↓↓↓

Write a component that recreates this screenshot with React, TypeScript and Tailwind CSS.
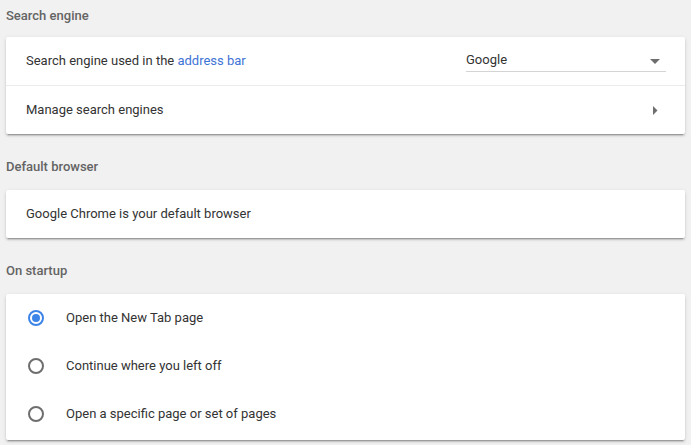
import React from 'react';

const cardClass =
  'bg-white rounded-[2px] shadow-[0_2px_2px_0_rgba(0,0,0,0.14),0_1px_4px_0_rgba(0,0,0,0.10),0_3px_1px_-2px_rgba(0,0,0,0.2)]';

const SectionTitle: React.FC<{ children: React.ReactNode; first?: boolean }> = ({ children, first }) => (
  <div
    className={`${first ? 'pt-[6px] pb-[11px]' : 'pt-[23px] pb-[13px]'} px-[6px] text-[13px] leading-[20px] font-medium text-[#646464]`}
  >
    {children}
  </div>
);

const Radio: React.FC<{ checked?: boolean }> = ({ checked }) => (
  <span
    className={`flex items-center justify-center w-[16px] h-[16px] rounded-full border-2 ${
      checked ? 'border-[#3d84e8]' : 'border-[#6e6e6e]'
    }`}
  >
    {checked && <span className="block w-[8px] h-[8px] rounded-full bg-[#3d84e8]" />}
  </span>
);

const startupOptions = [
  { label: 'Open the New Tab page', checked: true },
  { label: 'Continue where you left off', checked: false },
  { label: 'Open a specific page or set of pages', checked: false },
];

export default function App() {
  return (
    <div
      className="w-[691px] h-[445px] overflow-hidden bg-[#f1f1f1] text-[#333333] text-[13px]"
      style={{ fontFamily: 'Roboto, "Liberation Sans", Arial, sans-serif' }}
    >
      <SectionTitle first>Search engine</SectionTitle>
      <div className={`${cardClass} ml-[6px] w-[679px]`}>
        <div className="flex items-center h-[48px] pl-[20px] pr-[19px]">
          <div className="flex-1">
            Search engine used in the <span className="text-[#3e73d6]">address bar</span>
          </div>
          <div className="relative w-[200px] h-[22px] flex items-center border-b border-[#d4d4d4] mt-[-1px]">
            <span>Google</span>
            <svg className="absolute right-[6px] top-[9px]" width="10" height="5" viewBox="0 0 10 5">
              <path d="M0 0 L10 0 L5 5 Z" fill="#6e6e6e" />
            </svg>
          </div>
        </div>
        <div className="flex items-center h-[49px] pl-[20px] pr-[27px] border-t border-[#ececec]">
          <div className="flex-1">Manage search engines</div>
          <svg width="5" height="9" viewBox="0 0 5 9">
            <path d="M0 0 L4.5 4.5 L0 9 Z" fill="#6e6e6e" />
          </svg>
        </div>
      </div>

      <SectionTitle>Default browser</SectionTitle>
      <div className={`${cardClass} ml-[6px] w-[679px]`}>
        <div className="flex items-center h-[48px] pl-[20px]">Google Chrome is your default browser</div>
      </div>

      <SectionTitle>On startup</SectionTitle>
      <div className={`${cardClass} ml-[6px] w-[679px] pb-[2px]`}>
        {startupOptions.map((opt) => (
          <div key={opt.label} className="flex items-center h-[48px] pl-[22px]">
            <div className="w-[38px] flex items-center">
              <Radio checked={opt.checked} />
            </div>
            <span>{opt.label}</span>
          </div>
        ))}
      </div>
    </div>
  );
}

↑↑↑

Copy every line of the material in which the word "React" occurs.

▶ **Output of the exercise**:
Write a component that recreates this screenshot with React, TypeScript and Tailwind CSS.
import React from 'react';
const SectionTitle: React.FC<{ children: React.ReactNode; first?: boolean }> = ({ children, first }) => (
const Radio: React.FC<{ checked?: boolean }> = ({ checked }) => (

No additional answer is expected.